By Paula Bernstein | Indiewire January 21, 2014 at 2:22PM
Director Rory Kennedy had some harsh words about sexism in Hollywood at the Sundance Film Festival's annual "Women in Film" panel.
"We live in a sexist world and Hollywood is at the heart of it," said Kennedy. Fellow panelist Valerie Veatch, the director/producer of "Love Child," said "The financing structure of Hollywood films is also part of the problem. Women not playing nine rounds of golf stops us from having access to the money, to the hedge funds and the other financing."
Sadly, Kennedy and Veatch have more evidence of the barriers facing female filmmakers -- at least when it comes to Hollywood films, according to a new study commissioned by the Sundance Institute and Women in Film Los Angeles. There is some bright news, though. Women continue to fare better in the indie world, specifically the documentary world, but there has been no overall change in the number of female directors and producers at the Sundance Film Festival over the past decade.
More than 40% of the documentary directors and producers with films screening at last year's Sundance Film Festival were women, but once all festival films are included, the number falls to 30%. "Examining female participation at the Festival as directors and producers from 2002 to 2013 revealed no meaningful change over time," the study found.
Keri Putnam, Executive Director, Sundance Institute, and Cathy Schulman, President, Women In Film Los Angeles, announced the findings of the the latest report at a gathering at the 2014 Sundance Film Festival. The study was conducted by Stacy L. Smith, Ph.D., Katherine Pieper, Ph.D. and Marc Choueiti at Annenberg School for Communication and Journalism, University of Southern California.
"Our collaborative initiative has furthered the dialogue around the importance of women behind the camera.
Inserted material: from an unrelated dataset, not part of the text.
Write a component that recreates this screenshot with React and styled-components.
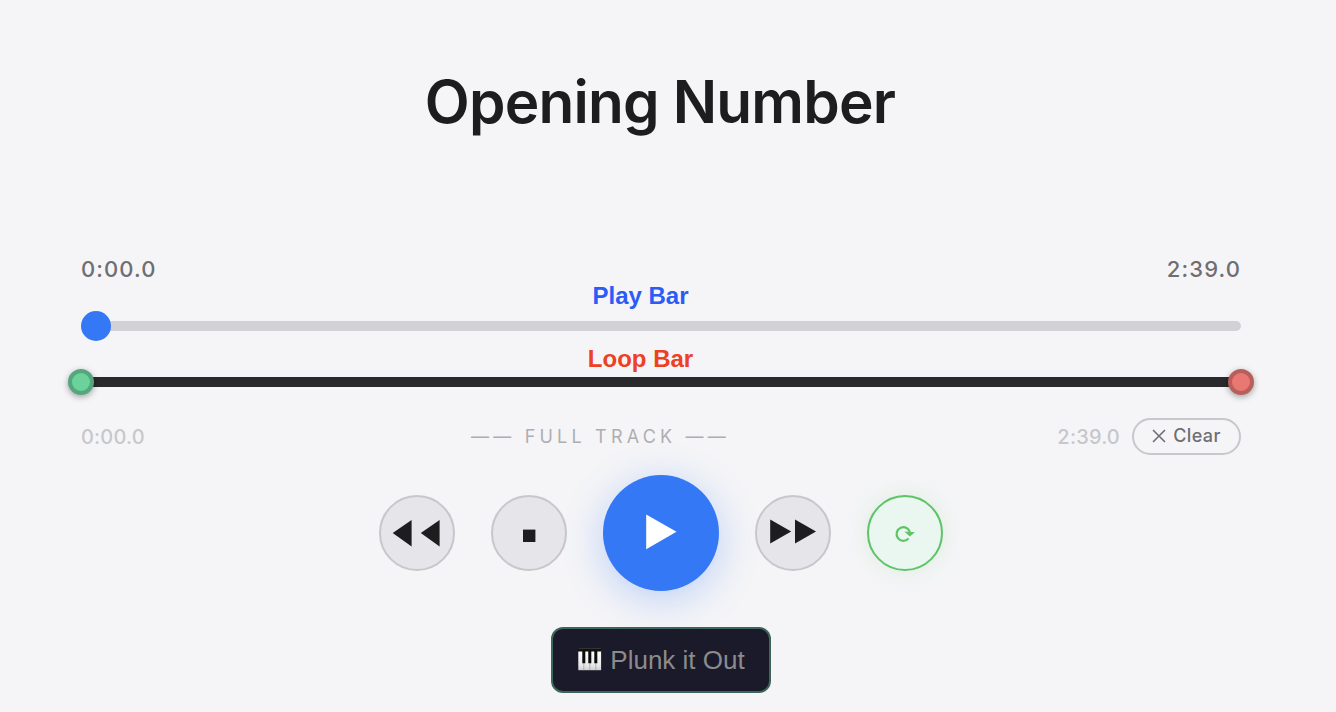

We are grateful to the researchers and allied organizations in lending their analysis and expertise to help us identify the most productive next steps to address existing challenges," said Putnam.
Schulman said of the results, “In terms of our committed course of change for women, this year's study is another invaluable tool in understanding how Sundance and Women In Film can help guide the industry to institutionalize permanent progress through our programs and collective influence."
The research documented the gender distribution of filmmakers participating in Sundance Institute Feature Film Program (FFP) and Documentary Film Program (DFP) Labs between 2002 and 2013 to determine how many emerging female writers, directors and producers receive critical artistic support as part of their filmmaking background, and how this may affect their careers and the pipeline overall. It also updated last year’s inaugural study by quantitatively examining the gender of 1,163 content creators (directors, writers, producers, cinematographers, and editors) across 82 U.S. films selected and screened at the 2013 Sundance Film Festival. Lastly, the research delved deeper into the original qualitative interviews to further explore obstructions facing female directors and producers in the narrative space.
One encouraging sign: female filmmakers who participated in the Sundance Institute's feature and documentary development labs succeeded in equal numbers to men. The study concluded that gender had no impact on the likelihood of a film's completion (about 41% of all lab projects by male and female filmmakers are finished, and 80% of those go on to play at major film festivals).
This latest study is a follow-up on last year's study of women directors "Exploring the Barriers and Opportunities for Independent Women Filmmakers."
As Melissa Silverstein at Women and Hollywood wrote, "The first thing to say is how important this work is. Having longitudinal research on women filmmakers not just based on box office performance is really important to a deeper understanding of the large scale cultural issues that hold women back."
Some key findings of the study are below -- you can read the full report here.
Key findings include:
ARTIST SUPPORT THROUGH SUNDANCE INSTITUTE LABS
• Sundance Institute Lab projects helmed by women succeed at just shy of equal rates as male-helmed projects in production and top festival exhibition. The percentage of FFP lab projects completed did not vary by gender; roughly 41% of male-helmed and female-helmed projects were finished. 81.3% of all finished FFP films went on to play at the top 10 festivals worldwide, and of these, no gender differences emerged.
• Putting female directors on studio lists is limited by stereotypes. A group of 12 individuals working in the narrative realm were asked specifically about hiring directors into top commercial jobs. Two-thirds (66.7%) indicated that there is a smaller pool of qualified female directors. Half mentioned that stereotypically male films (i.e., action, horror) may not appeal as job opportunities to female directors. These findings illustrate how a reliance on stereotypes creates decision-making biases that weaken women’s opportunities.